If your pressure washer is electric, you begin the process here (gas pressure washer, continue):
Second, hook up the pressure washer to your garden hose. Let it run to clean the detergent out of the system. Turn off the water and remove the garden hose and then spray it until no more water comes out of the system.
Finally, add anti-freeze “Pump Saver” to pump inlet if the temperatures are going near or below freezing, so that your pressure washer doesn't freeze up.
Reviving the little botanic spark in your heart
Finally, this past week, the Global News shared a story called Koi Tremble in Fear as Otter makes a reappearance in the Vancouver Chinese garden.
"Nearly a year after a hungry otter began decimating the koi population at Vancouver’s Chinese Gardens... The Vancouver Park Board said Saturday the otter was spotted in the koi pond on Wednesday morning after the carcasses of three koi were found.
Park board staff began draining the pond that same day to transfer the remaining koi to a temporary holding area off-site.
It’s not yet known whether this otter is the same one that ate 11 of the garden’s 14 prized koi fish in November of last year, including a prized 50-year-old fish named Madonna."
When I shared this story in the Facebook Group, I wrote: "There Otter be a law!"

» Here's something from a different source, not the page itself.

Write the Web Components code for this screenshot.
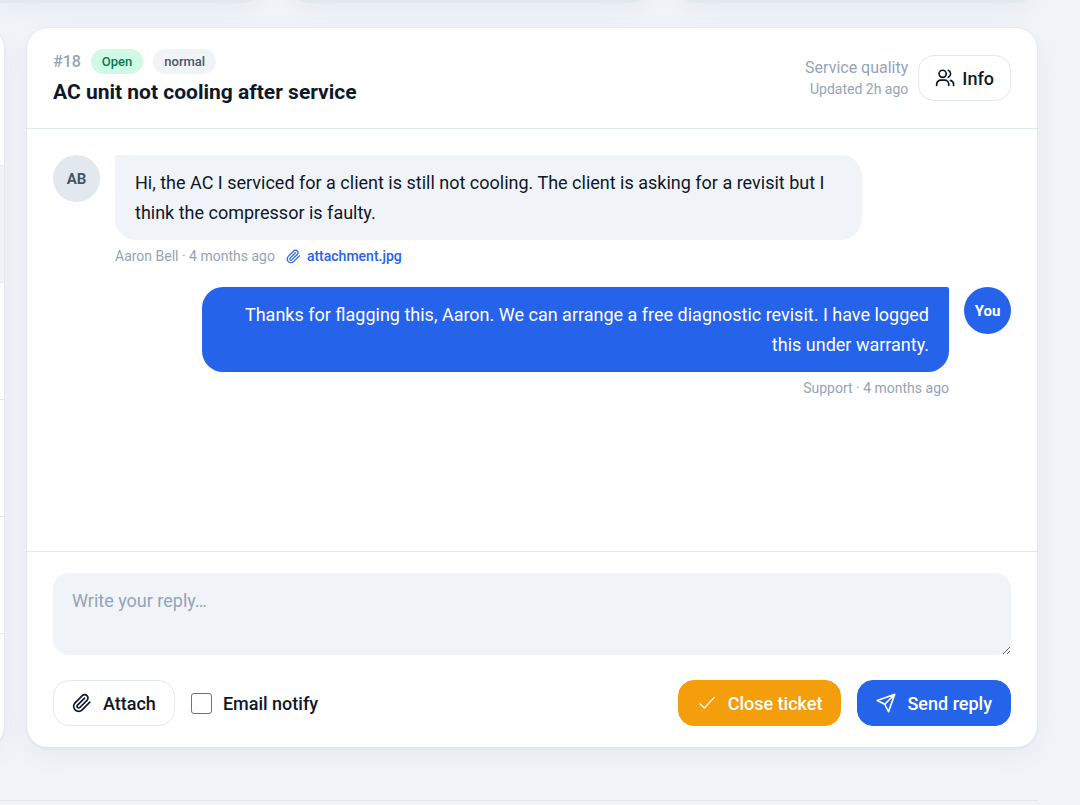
<!DOCTYPE html>
<html lang="en">
<head>
<meta charset="utf-8">
<title>Support ticket</title>
<style>
body { margin: 0; background: #f0f4f8; font-family: Roboto, sans-serif; color: #0f172a; }
</style>
</head>
<body>
<support-page></support-page>
<script>
const ICONS = {
  users: '<circle cx="9.2" cy="7" r="4.300"/><path d="M2 21v-1.500a5 5 0 0 1 5-5h4.500a5 5 0 0 1 5 5V21"/><path d="M16 2.800a4.600 4.600 0 0 1 0 8.400"/><path d="M18.500 14.800a5 5 0 0 1 3.800 4.700V21"/>',
  clip: '<path d="m21.400 11.050-9.190 9.190a6 6 0 0 1-8.490-8.490l8.570-8.570A4 4 0 1 1 18 8.840l-8.590 8.570a2 2 0 0 1-2.830-2.830l8.490-8.480"/>',
  check: '<path stroke-width="1.600" d="M3.500 13l5.300 5L20.500 5.500"/>',
  send: '<path d="M22.500 1.500 15 22.500l-4.500-9-9-4.500zM22.500 1.500 10.500 13.500"/>'
};

function define(name, css, html, setup) {
  const template = document.createElement('template');
  template.innerHTML = `<style>*{box-sizing:border-box}${css}</style>${html}`;
  customElements.define(name, class extends HTMLElement {
    connectedCallback() {
      if (this.shadowRoot) return;
      this.attachShadow({ mode: 'open' }).append(template.content.cloneNode(true));
      if (setup) setup(this, this.shadowRoot);
    }
  });
}

define('ui-icon', ':host{display:inline-flex;width:20px;height:20px;flex:none}svg{width:100%;height:100%}',
  '<svg viewBox="0 0 24 24" fill="none" stroke="currentColor" stroke-width="2" stroke-linecap="round" stroke-linejoin="round" aria-hidden="true"></svg>',
  (el, root) => { root.querySelector('svg').innerHTML = ICONS[el.getAttribute('name')]; });

define('ui-button', `
  :host{display:inline-flex}
  button{display:flex;align-items:center;gap:11px;height:46px;padding:0 18px;border:1px solid #e2e8f0;border-radius:16px;background:#fff;color:#0f172a;font:500 18px Roboto,sans-serif;white-space:nowrap;cursor:pointer}
  :host([compact]) button{gap:7px;padding:0 16px}
  :host([tone=warning]) button{background:#f59e0b;border-color:#f59e0b;color:#fff}
  :host([tone=primary]) button{background:#2563eb;border-color:#2563eb;color:#fff}`,
  '<button type="button"><slot name="icon"></slot><slot></slot></button>');

define('ui-badge', `
  :host{display:inline-flex;align-items:center;height:25px;padding:0 11px;border-radius:13px;background:#f0f4f8;color:#475569;font-size:13px;font-weight:500}
  :host([tone=success]){background:#d1fae5;color:#047857}`, '<slot></slot>');

define('user-avatar', `
  :host{display:flex;align-items:center;justify-content:center;flex:none;width:47px;height:47px;border-radius:50%;background:#e2e8f0;color:#475569;font-size:15px;font-weight:700}
  :host([own]){background:#2563eb;color:#fff}`, '<slot></slot>');

define('chat-message', `
  :host{display:flex;gap:15px;align-items:flex-start}
  :host([own]){flex-direction:row-reverse;text-align:right}
  .body{width:78%}
  .bubble{padding:13px 20px 12px;border-radius:2px 21px 21px 21px;background:#f0f4f8;font-size:18px;line-height:30px}
  :host([own]) .bubble{border-radius:21px 2px 21px 21px;background:#2563eb;color:#fff}
  .meta{display:flex;gap:11px;margin-top:6px;font-size:14px;line-height:21px;color:#94a3b8}
  :host([own]) .meta{justify-content:flex-end}`,
  '<slot name="avatar"></slot><div class="body"><div class="bubble"><slot></slot></div><div class="meta"><slot name="meta"></slot></div></div>');

define('file-link', `
  :host{display:inline-flex}
  a{display:flex;align-items:center;gap:6px;color:#2563eb;font-weight:500;text-decoration:none}
  ui-icon{width:15px;height:15px}`, '<a href="#attachment"><ui-icon name="clip"></ui-icon><slot></slot></a>');

define('ticket-header', `
  :host{display:flex;justify-content:space-between;align-items:center;padding:21px 26px;border-bottom:1px solid #e2e8f0}
  .tags{display:flex;align-items:center;gap:10px;margin-bottom:4px}
  .id{color:#94a3b8;font-size:16px;font-weight:500}
  h1{margin:0;font-size:21px;line-height:29px;font-weight:700}
  .side{display:flex;align-items:center;gap:10px}
  .info{text-align:right;color:#94a3b8;font-size:14px;line-height:21px}
  .topic{font-size:16px;line-height:22px}`, `
  <div><div class="tags"><span class="id">#18</span><ui-badge tone="success">Open</ui-badge><ui-badge>normal</ui-badge></div>
  <h1>AC unit not cooling after service</h1></div>
  <div class="side"><div class="info"><div class="topic">Service quality</div><div>Updated 2h ago</div></div>
  <ui-button compact><ui-icon slot="icon" name="users"></ui-icon>Info</ui-button></div>`);

define('reply-form', `
  :host{display:block;padding:21px 26px;border-top:1px solid #e2e8f0}
  textarea{display:block;width:100%;height:82px;padding:13px 19px;border:0;border-radius:16px;background:#f0f4f8;color:#0f172a;font:18px/30px Roboto,sans-serif;resize:vertical}
  textarea::placeholder{color:#94a3b8}
  .actions{display:flex;align-items:center;gap:16px;margin-top:25px}
  label{display:flex;align-items:center;gap:11px;margin-right:auto;font-size:18px;font-weight:500}
  input{appearance:none;width:21px;height:21px;margin:0;border:1px solid #64748b;border-radius:3px;background:#fff}
  input:checked{background:#2563eb}`, `
  <textarea aria-label="Reply" placeholder="Write your reply…"></textarea>
  <div class="actions"><ui-button><ui-icon slot="icon" name="clip"></ui-icon>Attach</ui-button>
  <label><input type="checkbox">Email notify</label>
  <ui-button tone="warning"><ui-icon slot="icon" name="check"></ui-icon>Close ticket</ui-button>
  <ui-button tone="primary"><ui-icon slot="icon" name="send"></ui-icon>Send reply</ui-button></div>`);

define('ticket-panel', `
  :host{display:flex;flex-direction:column;border:1px solid #e2e8f0;border-radius:22px;background:#fff;box-shadow:0 2px 1px #e2e8f0,0 8px 28px rgba(15,23,42,.04)}
  .thread{display:flex;flex-direction:column;gap:20px;flex:1;min-height:422px;padding:26px;box-sizing:border-box}`, `
  <ticket-header></ticket-header>
  <div class="thread">
    <chat-message><user-avatar slot="avatar">AB</user-avatar>Hi, the AC I serviced for a client is still not cooling. The client is asking for a revisit but I think the compressor is faulty.<span slot="meta">Aaron Bell · 4 months ago</span><file-link slot="meta">attachment.jpg</file-link></chat-message>
    <chat-message own><user-avatar slot="avatar" own>You</user-avatar>Thanks for flagging this, Aaron. We can arrange a free diagnostic revisit. I have logged this under warranty.<span slot="meta">Support · 4 months ago</span></chat-message>
  </div>
  <reply-form></reply-form>`);

define('ticket-list', `
  :host{display:flex;flex-direction:column;justify-self:end;width:60px;overflow:hidden;border:1px solid #e2e8f0;border-radius:22px;background:#fff;box-shadow:0 2px 1px #e2e8f0,0 8px 28px rgba(15,23,42,.04)}
  .row{height:117px;border-bottom:1px solid #e2e8f0}
  .row:first-of-type{height:138px}
  .active{background:#f0f4f8}`,
  '<div class="row"></div><div class="row active"></div><div class="row"></div><div class="row"></div><div class="row"></div>');

define('stat-cards', `
  :host{display:grid;grid-template-columns:266px 1fr 1fr;gap:22px;align-content:end;height:1px}
  div{height:60px;border:1px solid #e2e8f0;border-radius:22px;background:#fff;box-shadow:0 2px 1px #e2e8f0,0 8px 28px rgba(15,23,42,.04)}
  div:first-of-type{border-radius:0 0 22px 0}`, '<div></div><div></div><div></div>');

define('support-page', `
  :host{display:block;padding-right:42px}
  .columns{display:grid;grid-template-columns:5px 1fr;gap:21px;margin-top:26px}
  footer{height:4px;margin-top:52px;border-top:1px solid #e2e8f0}`,
  '<stat-cards></stat-cards><main class="columns"><ticket-list></ticket-list><ticket-panel></ticket-panel></main><footer></footer>');
</script>
</body>
</html>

In all seriousness, for pond owners, there's nothing worse than losing your koi. You should watch the measures the park is taking to prevent animals from getting into the pond area. It's pretty intense. And, it just goes to show that whether you're a big public garden or a small private garden, dealing with critters like this can require ingenuity and hard work and even then - there are no guarantees.
Thanks for listening to the daily gardener,
"For a happy, healthy life, garden every day."